Here’s an example graph showing the relationship between scheduled, cancelled (obviated), failed, and completed simulations requested by the gen_f. Notice that for each batch of scheduled simulations, most either complete or fail but the rest are successfully obviated:

Please see the test_persistent_surmise_calib.py regression test for an example routine using the surmise calibration generator. The associated simulation function and allocation function are included in sim_funcs/surmise_test_function.py and alloc_funcs/start_only_persistent.py respectively.

## Using cancellations to kill running simulations

If a generated point is cancelled by the generator before it has been given to a worker for evaluation, then it will never be given. If it has already returned from the simulation, then results can be returned, but the cancel_requested field remains as True. However, if the simulation is running when the manager receives the cancellation request, a kill signal will be sent to the worker. This can be caught and acted upon by a user function, otherwise it will be ignored. To demonstrate this, the test test_persistent_surmise_killsims.py captures and processes this signal from the manager.

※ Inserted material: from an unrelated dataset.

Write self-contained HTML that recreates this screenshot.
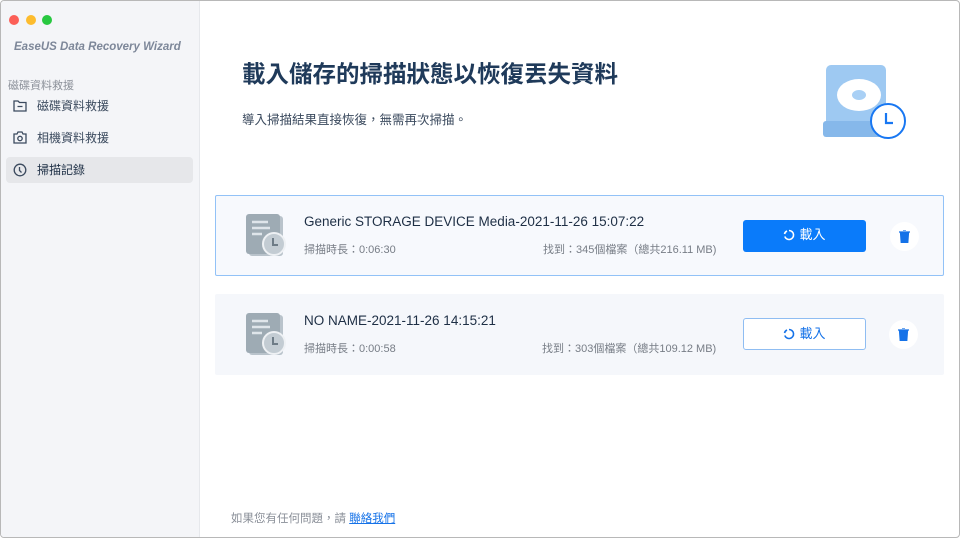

In order to do this, a compiled version of the borehole function is launched by sim_funcs/borehole_kills.py via the Executor. As the borehole application used here is serial, we use the Executor base class rather than the commonly used MPIExecutor class. The base Executor submit routine simply sub-processes a serial application in-place. After the initial sample batch of evaluations has been processed, an artificial delay is added to the sub-processed borehole to allow time to receive the kill signal and terminate the application. Killed simulations will be reported at the end of the test. As this is dependent on timing, the number of killed simulations will vary between runs. This test is added simply to demonstrate the killing of running simulations and thus uses a reduced number of evaluations.